Llama 4-Search-Instruct and Social RAG
The feature operates on a fine-tuned model designated internally as Llama 4-Search-Instruct. The architecture bypasses standard web scraping, relying instead on a Retrieval-Augmented Generation pipeline that indexes real-time public content from user posts, events, and community groups.
Grounding generative models in social media introduces distinct engineering hurdles. If you build RAG applications, you typically optimize for structured documents or encyclopedic sources. Social media feeds are dense with sarcasm, localized slang, and fragmented context, lowering the overall baseline for retrieval accuracy.
Latency and Retrieval Errors
The shift from traditional database lookups to generative synthesis creates substantial performance degradation. AI Mode takes an average of 4.5 to 7 seconds to generate a response. Traditional keyword search on the platform historically resolves in under one second.
Early production testing reveals severe issues with temporal relevance. The retrieval system frequently surfaces defunct entities, such as businesses that closed in 2024, because older posts with high historical engagement scores outrank current information in the vector index. Understanding why AI hallucinates in this context requires analyzing how the retrieval pipeline weights social signals against chronological facts.
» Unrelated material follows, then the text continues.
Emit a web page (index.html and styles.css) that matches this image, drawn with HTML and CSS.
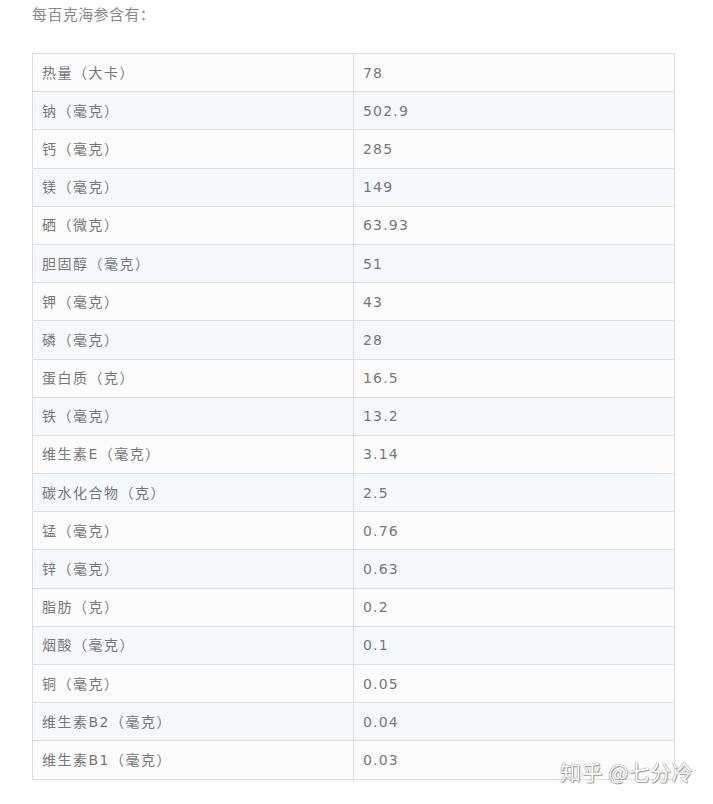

Privacy and Regulatory Friction
Synthesizing unstructured user interactions generates immediate compliance friction. Users report the system actively reads and summarizes public “Life Events” like job changes or weddings to formulate answers about local community trends.
European digital rights organization NOYB has flagged the implementation for potential conflicts with the GDPR right to be forgotten. A core vulnerability in real-time generative search is data persistence. If a user deletes a public post or restricts its visibility, the indexed data must be simultaneously purged from the retrieval system to prevent the model from synthesizing restricted facts. Developers scaling multi-tenant agents face identical architectural requirements to ensure their vector databases support granular deletion requests.
Building consumer search tools over social graphs requires aggressive timestamp weighting in the retrieval layer. When indexing conversational data, you must decay the relevance of high-engagement historical posts to prevent outdated information from polluting current query results.